Rafał P., który był poszukiwany za podwójne zabójstwo w Będzinie, został sprowadzony do Polski. Mężczyzna ukrywał się na terenie Niderlandów, gdzie został wytropiony i zatrzymany przez holenderski zespół wyspecjalizowany w zatrzymywaniu najbardziej niebezpiecznych przestępców.

Rafał P. w nocy z 31 grudnia 2005 roku na 1 stycznia 2006 roku zabił właścicielkę jednej z kamienic w Będzinie (woj. śląskie) i dozorcę, który był przypadkowym świadkiem zdarzenia.

Po wszystkim podpalił budynek, w którym doszło do zbrodni. Za swoje czyny został skazany na dożywocie.

Mężczyzna zaraz po zbrodni uciekł z Polski. Ukrywał się za granicą. Sąd Okręgowy w Katowicach wydał za nim list gończy, Europejski Nakaz Aresztowania oraz czerwoną notę Interpolu.

Poszukiwaniami 44-latka zajęli się śląscy "łowcy głów", którzy otrzymali informacje na jego temat.
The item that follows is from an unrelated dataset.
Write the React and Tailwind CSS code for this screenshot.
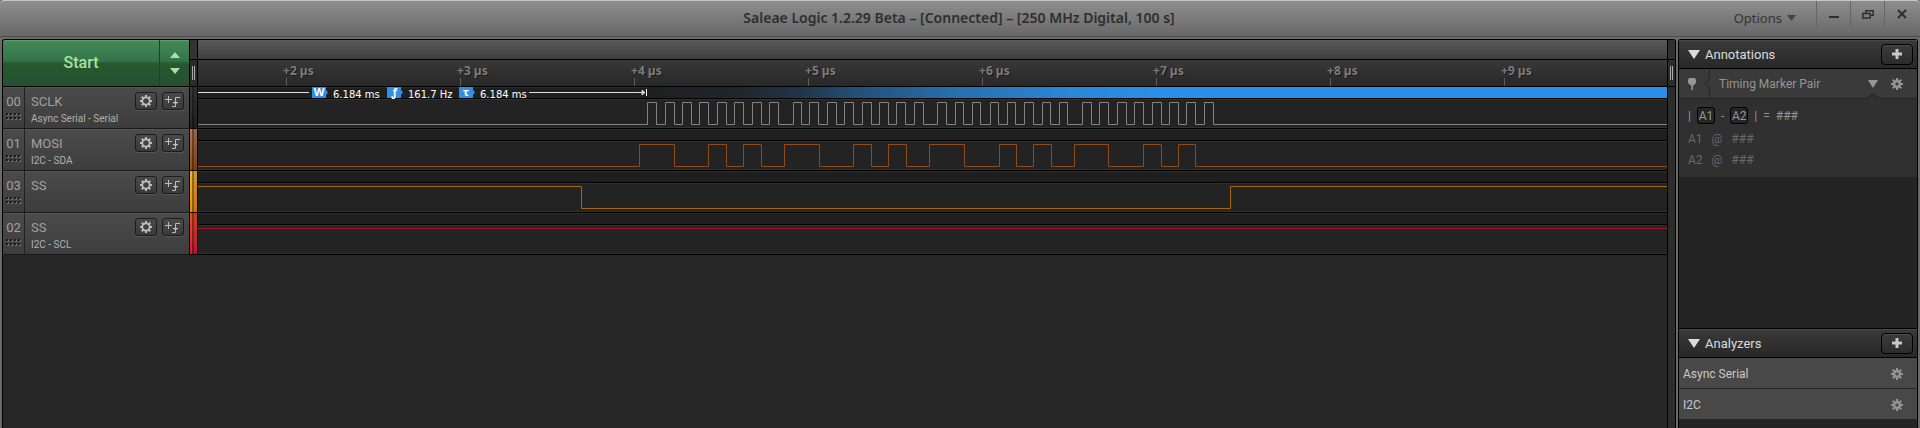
import React from "react";

const SCLK_EDGES = [
  647, 656, 665, 674, 682, 691, 699, 708, 717, 726, 734, 743, 752, 761, 769, 778,
  793, 801, 809, 818, 827, 836, 844, 853, 862, 871, 879, 888, 896, 905, 914, 923,
  937, 946, 955, 963, 972, 980, 990, 998, 1007, 1015, 1024, 1033, 1042, 1050, 1059, 1067,
  1082, 1091, 1099, 1108, 1117, 1126, 1134, 1143, 1152, 1161, 1169, 1178, 1186, 1195, 1204, 1213,
];
const MOSI_EDGES = [
  639, 674, 708, 726, 743, 761, 784, 819, 853, 871, 888, 906, 929, 964, 999, 1016,
  1033, 1051, 1074, 1108, 1143, 1161, 1178, 1195,
];
const LANE_START = 198;

const CHANNELS = [
  { id: "00", name: "SCLK", sub: "Async Serial - Serial", stroke: "#838383", edges: SCLK_EDGES, high: false, strip: "from-[#3a3a3a] to-[#262626]", marker: true },
  { id: "01", name: "MOSI", sub: "I2C - SDA", stroke: "#8f4a17", edges: MOSI_EDGES, high: false, strip: "from-[#b07a52] to-[#9a4a10]" },
  { id: "03", name: "SS", sub: "", stroke: "#a86400", edges: [581, 1230], high: true, strip: "from-[#f2b431] to-[#ee8c00]" },
  { id: "02", name: "SS", sub: "I2C - SCL", stroke: "#a01028", edges: [], high: true, strip: "from-[#e8501c] to-[#d8143c]" },
];

function wavePath(edges, startHigh) {
  let high = startHigh;
  let d = `M0 ${high ? 3.5 : 25.5}`;
  edges.forEach((x) => {
    high = !high;
    d += ` H${x - LANE_START + 0.5} V${high ? 3.5 : 25.5}`;
  });
  return d + " H6000";
}

function Gear({ size = 14, ring = 3.6, hole = 2, teeth = 8, className = "" }) {
  return (
    <svg width={size} height={size} viewBox="-7 -7 14 14" className={className} aria-hidden="true">
      {Array.from({ length: teeth }, (_, i) => (
        <rect key={i} x="-1" y="-6" width="2" height="3" fill="currentColor" transform={`rotate(${(i * 360) / teeth})`} />
      ))}
      <circle r={(ring + hole) / 2} fill="none" stroke="currentColor" strokeWidth={ring - hole} />
    </svg>
  );
}

function Grip() {
  return (
    <svg width="15" height="7" viewBox="0 0 15 7" shapeRendering="crispEdges" aria-hidden="true">
      {[0, 4, 8, 12].map((x) =>
        [0, 4].map((y) => (
          <g key={`${x}-${y}`}>
            <rect x={x + 1} y={y + 1} width="2" height="2" fill="#707070" />
            <rect x={x} y={y} width="2" height="2" fill="#1c1c1c" />
          </g>
        ))
      )}
    </svg>
  );
}

const smallButton =
  "flex h-[18px] w-[22px] items-center justify-center rounded-[3px] border border-[#1c1c1c] bg-linear-to-b from-[#4a4a4a] to-[#3a3a3a] text-[#bdbdbd] shadow-[0_1px_0_#555]";

function ChannelHeader({ channel }) {
  return (
    <div className="flex h-[42px] border-b border-[#191919] bg-linear-to-b from-[#4b4b4b] to-[#3d3d3d] text-[#a0a0a0] shadow-[inset_0_1px_0_#555]">
      <div className="flex w-[22px] flex-col items-center gap-[4px] border-r border-[#222] pt-[7px]">
        <span className="text-[13px] leading-[15px]">{channel.id}</span>
        <Grip />
      </div>
      <div className="flex flex-1 justify-between pt-[5px] pr-[5px] pl-[6px]">
        <div className="flex flex-col gap-[4px] pt-[2px]">
          <span className="text-[13px] leading-[15px]">{channel.name}</span>
          <span className="text-[10px] leading-[12px] whitespace-nowrap text-[#b0b0b0]">{channel.sub}</span>
        </div>
        <div className="flex gap-[5px]">
          <button type="button" aria-label={`Channel ${channel.id} settings`} className={smallButton}>
            <Gear size={14} ring={4.6} hole={2.8} />
          </button>
          <button type="button" aria-label={`Channel ${channel.id} trigger`} className={smallButton}>
            <svg width="16" height="14" viewBox="0 0 16 14" fill="none" stroke="currentColor" aria-hidden="true">
              <path d="M0 5.5H7M3.5 2V9M7 12.5H10.5V3.5H15M8 8.5H13" />
              <path d="M8.5 9.5H12.5L10.5 6.5Z" fill="currentColor" stroke="none" />
            </svg>
          </button>
        </div>
      </div>
    </div>
  );
}

function Tag({ letter, value }) {
  return (
    <span className="flex items-start">
      <svg width="16" height="11" viewBox="0 0 16 11" className="overflow-visible" aria-hidden="true">
        <path d="M0 0H14V3L16 5.5L14 8V11H0Z" fill="#2f8fe4" />
        <text x="7" y="9" textAnchor="middle" fontSize="11" fontWeight="700" fill="#fff" className="font-['Noto_Sans',sans-serif]">{letter}</text>
      </svg>
      <span className="pt-[2px] pl-[5px] font-['DejaVu_Sans',sans-serif] text-[10px] leading-[11px] whitespace-nowrap text-white">{value}</span>
    </span>
  );
}

function MarkerLane() {
  return (
    <div className="flex h-[11px] items-start">
      <div className="flex w-[449px] shrink-0 items-start">
        <span className="mt-[5px] h-px w-[111px] bg-[#e0e0e0]" />
        <div className="flex w-[328px] items-start justify-start pl-[3px]">
          <div className="w-[75px]"><Tag letter="W" value="6.184 ms" /></div>
          <div className="w-[72px]"><Tag letter="ƒ" value="161.7 Hz" /></div>
          <div className="w-[70px]"><Tag letter="τ" value="6.184 ms" /></div>
          <span className="mt-[5px] h-px flex-1 bg-[#e0e0e0]" />
        </div>
        <svg width="10" height="11" viewBox="0 0 10 11" className="shrink-0" aria-hidden="true">
          <path d="M0 5.5H8M5 3L8 5.5L5 8Z" stroke="#d8d8d8" fill="#aaa" strokeWidth="1" />
          <path d="M9.5 2V9" stroke="#fff" />
        </svg>
      </div>
      <div className="h-full flex-1 bg-[linear-gradient(90deg,#1f1f1f_0px,#20262c_90px,#213446_150px,#245078_210px,#2870b0_313px,#2a86d6_420px,#2b8fe8_510px,#2b8fe8_100%)]" />
    </div>
  );
}

function Lane({ channel }) {
  return (
    <div className="flex h-[42px] flex-col border-b border-black">
      <div className="h-[12px] border-b border-black bg-[#1f1f1f] shadow-[inset_0_1px_0_#2c2c2c]">
        {channel.marker && <MarkerLane />}
      </div>
      <div className="h-[29px] overflow-hidden border-y border-[#303030] bg-[#232323]">
        <svg width="100%" height="27" className="block" role="img" aria-label={`${channel.name} waveform`}>
          <path d={wavePath(channel.edges, channel.high)} transform="translate(0 -1)" fill="none" stroke={channel.stroke} />
        </svg>
      </div>
    </div>
  );
}

function SectionHeader({ title }) {
  return (
    <div className="flex h-[29px] items-center border-b border-black bg-linear-to-b from-[#3a3a3a] to-[#282828] pr-[4px] pl-[9px] shadow-[inset_0_1px_0_#484848]">
      <svg width="12" height="9" viewBox="0 0 12 9" aria-hidden="true"><path d="M0 0H12L6 9Z" fill="#dcdcdc" /></svg>
      <h2 className="flex-1 pt-px pl-[5px] text-[13px] leading-[16px] text-[#dcdcdc]">{title}</h2>
      <button type="button" aria-label={`Add to ${title}`} className="flex h-[21px] w-[32px] items-center justify-center rounded-[4px] border border-black bg-linear-to-b from-[#3c3c3c] to-[#2c2c2c] shadow-[inset_0_1px_0_#4a4a4a]">
        <svg width="12" height="12" viewBox="0 0 12 12" aria-hidden="true"><path d="M6 1V11M1 6H11" stroke="#c8c8c8" strokeWidth="3" /></svg>
      </button>
    </div>
  );
}

function AnalyzerRow({ name, last }) {
  return (
    <li className={`flex items-center justify-between bg-[#484848] pt-px pr-[13px] pl-[4px] ${last ? "h-[30px]" : "h-[31px] border-b border-[#262626]"}`}>
      <span className="text-[12px] leading-[16px] text-[#c8c8c8]">{name}</span>
      <button type="button" aria-label={`${name} settings`} className="text-[#949494]"><Gear size={14} ring={4} hole={1.6} /></button>
    </li>
  );
}

function WindowButton({ label, children }) {
  return (
    <button type="button" aria-label={label} className="flex h-[26px] w-[34px] items-center justify-center border-l border-[#666] text-[#2e2e2e]">
      {children}
    </button>
  );
}

export default function App() {
  return (
    <div className="flex h-screen flex-col bg-[#6a6a6a] font-['Roboto',sans-serif]">
      <header className="flex h-[37px] shrink-0 items-start rounded-t-[4px] border-t border-b border-t-[#c4c6c6] border-b-[#4e4e4e] bg-linear-to-b from-[#8e8e8e] to-[#686868] text-[#2e2e2e]">
        <div className="flex-1" />
        <h1 className="pt-[9px] font-['Noto_Sans',sans-serif] text-[14px] leading-[16px] font-semibold whitespace-nowrap">
          Saleae Logic 1.2.29 Beta – [Connected] – [250 MHz Digital, 100 s]
        </h1>
        <div className="flex flex-1 justify-end pr-[2px]">
          <button type="button" className="mr-[20px] flex items-center gap-[5px] pt-[8px] font-['Noto_Sans',sans-serif] text-[13px] leading-[16px] text-[#333]">
            Options
            <svg width="9" height="6" viewBox="0 0 9 6" aria-hidden="true"><path d="M0 0H9L4.5 6Z" fill="#444" /></svg>
          </button>
          <WindowButton label="Minimize">
            <svg width="10" height="10" viewBox="0 0 10 10"><path d="M0 8H10" stroke="currentColor" strokeWidth="2" /></svg>
          </WindowButton>
          <WindowButton label="Restore">
            <svg width="12" height="9" viewBox="0 0 12 9" fill="none" stroke="currentColor" strokeWidth="1.5"><path d="M3.8 3V.8H11.2V5.2H9M.8 3.5H8.2V8H.8Z" /></svg>
          </WindowButton>
          <WindowButton label="Close">
            <svg width="10" height="10" viewBox="0 0 10 10"><path d="M1 1L9 9M9 1L1 9" stroke="currentColor" strokeWidth="2" /></svg>
          </WindowButton>
        </div>
      </header>

      <div className="flex min-h-0 flex-1 gap-[2px] pt-[2px] pr-[2px] pl-[2px]">
        <main className="flex min-w-0 flex-1 rounded-t-[3px] border-x border-t border-black bg-[#272727]">
          <section className="w-[186px] shrink-0" aria-label="Channels">
            <div className="flex h-[47px] rounded-tl-[3px] border-b border-black bg-[linear-gradient(180deg,#458a58_0%,#34744a_45%,#26592f_52%,#255032_100%)] text-[#a9e29f] shadow-[inset_0_1px_0_#5aa06c]">
              <button type="button" className="flex-1 border-r border-[#1b4427] text-[16px] font-medium">Start</button>
              <div className="flex w-[29px] flex-col items-center justify-center gap-[10px]">
                <button type="button" aria-label="Increase capture"><svg width="10" height="6" viewBox="0 0 10 6" className="block"><path d="M5 0L10 6H0Z" fill="currentColor" /></svg></button>
                <button type="button" aria-label="Decrease capture"><svg width="10" height="6" viewBox="0 0 10 6" className="block"><path d="M0 0H10L5 6Z" fill="currentColor" /></svg></button>
              </div>
            </div>
            {CHANNELS.map((c) => <ChannelHeader key={c.id} channel={c} />)}
          </section>

          <div className="flex w-[9px] shrink-0 flex-col">
            <div className="h-[20px] border border-t-0 border-black bg-[#333]" />
            <div className="flex h-[27px] items-center justify-center gap-px border border-t-0 border-black bg-[#2b2b2b]">
              <span className="h-[14px] w-px bg-[#aaa]" /><span className="h-[14px] w-px bg-[#aaa]" />
            </div>
            {CHANNELS.map((c) => (
              <div key={c.id} className={`flex h-[42px] justify-end border border-t-0 border-black bg-linear-to-b ${c.strip}`}>
                <span className="w-[2px] bg-black/40" />
                <span className="w-[3px] bg-black/15" />
              </div>
            ))}
          </div>

          <section className="min-w-0 flex-1 overflow-hidden" aria-label="Waveforms">
            <div className="h-[20px] border-b border-black bg-linear-to-b from-[#5a5a5a] to-[#3e3e3e]" />
            <div className="flex h-[27px] border-b border-black bg-linear-to-b from-[#383838] to-[#282828] pl-[85px]">
              {[2, 3, 4, 5, 6, 7, 8, 9].map((n) => (
                <div key={n} className="flex w-[174px] shrink-0 flex-col justify-between">
                  <span className="pt-[4px] font-['Noto_Sans',sans-serif] text-[12px] leading-[14px] font-bold text-[#7c7c7c] [text-shadow:1px_1px_0_#1a1a1a]">+{n} µs</span>
                  <span className="ml-[3px] h-[8px] w-px bg-[#5c5c5c]" />
                </div>
              ))}
            </div>
            {CHANNELS.map((c) => <Lane key={c.id} channel={c} />)}
          </section>

          <div className="flex w-[8px] shrink-0 flex-col border-l border-black bg-[#2c2c2c]">
            <div className="h-[20px] border-b border-black bg-[#303030]" />
            <div className="flex h-[27px] items-center justify-center gap-px border-b border-black">
              <span className="h-[14px] w-px bg-[#aaa]" /><span className="h-[14px] w-px bg-[#aaa]" />
            </div>
          </div>
        </main>

        <aside className="flex w-[240px] shrink-0 flex-col rounded-t-[3px] border-x border-t border-black bg-[#242424]">
          <SectionHeader title="Annotations" />
          <div className="flex h-[29px] items-center bg-[#3a3a3a] pl-[9px] text-[#969696]">
            <svg width="8" height="12" viewBox="0 0 8 12" aria-hidden="true"><path d="M1 0H7L8 2V5L5 8V12H3.4V8L0 5V2Z" fill="currentColor" /></svg>
            <svg width="6" height="29" viewBox="0 0 6 29" className="ml-[8px]" fill="none" stroke="#262626" aria-hidden="true"><path d="M5.5 0V9L1 14L5.5 19V29" /></svg>
            <span className="flex-1 pl-[9px] text-[12px] leading-[16px]">Timing Marker Pair</span>
            <button type="button" aria-label="Marker menu"><svg width="10" height="8" viewBox="0 0 10 8"><path d="M0 0H10L5 8Z" fill="currentColor" /></svg></button>
            <button type="button" aria-label="Marker settings" className="mr-[13px] ml-[12px]"><Gear size={14} ring={4} hole={1.6} /></button>
          </div>
          <div className="flex h-[5px] justify-end bg-[#303030]">
            <span className="h-px flex-1 bg-[#232323]" />
            <svg width="16" height="5" viewBox="0 0 16 5" className="overflow-visible" aria-hidden="true">
              <path d="M0 1L8 -4L16 1Z" fill="#303030" />
              <path d="M0 .5H1L8 -4L15 .5H16" fill="none" stroke="#232323" />
            </svg>
            <span className="h-px w-[36px] bg-[#232323]" />
          </div>
          <div className="bg-[#303030] pb-[7px] pl-[9px] text-[12px] text-[#686868]">
            <div className="flex h-[25px] items-center text-[#969696]">
              <span>|</span>
              <span className="mx-[6px] flex h-[17px] w-[18px] items-center justify-center rounded-[3px] border border-black bg-[#262626]">A1</span>
              <span>-</span>
              <span className="mx-[6px] flex h-[17px] w-[18px] items-center justify-center rounded-[3px] border border-black bg-[#262626]">A2</span>
              <span>|</span><span className="pl-[6px]">=</span><span className="pl-[6px]">###</span>
            </div>
            <div className="flex h-[21px] items-center gap-[9px]"><span>A1</span><span>@</span><span>###</span></div>
            <div className="flex h-[21px] items-center gap-[9px]"><span>A2</span><span>@</span><span>###</span></div>
          </div>
          <div className="flex-1" />
          <div className="border-t border-black"><SectionHeader title="Analyzers" /></div>
          <ul className="pb-[9px]">
            <AnalyzerRow name="Async Serial" />
            <AnalyzerRow name="I2C" last />
          </ul>
        </aside>
      </div>
    </div>
  );
}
"W sprawę niezwłocznie włączono ENFAST, czyli europejską sieć współpracy policyjnej zajmującą się poszukiwaniem najbardziej niebezpiecznych przestępców, której polskie przedstawicielstwo znajduje się w Wydziale Poszukiwań i Identyfikacji Osób Biura Kryminalnego KGP" - poinformowała śląska policja.

Ponadto wizerunek poszukiwanego opublikowano na stronie Europolu.

"Dzięki skutecznej pracy policjantów ustalono, że poszukiwany ukrywa się na terenie Niderlandów. Wyspecjalizowany w zatrzymywaniu najbardziej niebezpiecznych przestępców holenderski zespół poszukiwań zweryfikował informacje uzyskane od polskich funkcjonariuszy" - podkreśliła policja.

Rafał P. został zatrzymany 3 lutego w jednym z domów w miejscowości Schijndel. Następnie niderlandzki sąd wydał zgodę na ekstradycję mężczyzny do Polski.

25 kwietnia został przetransportowany wojskowym samolotem na lotnisko Chopina w Warszawie, po czym trafił do zakładu karnego.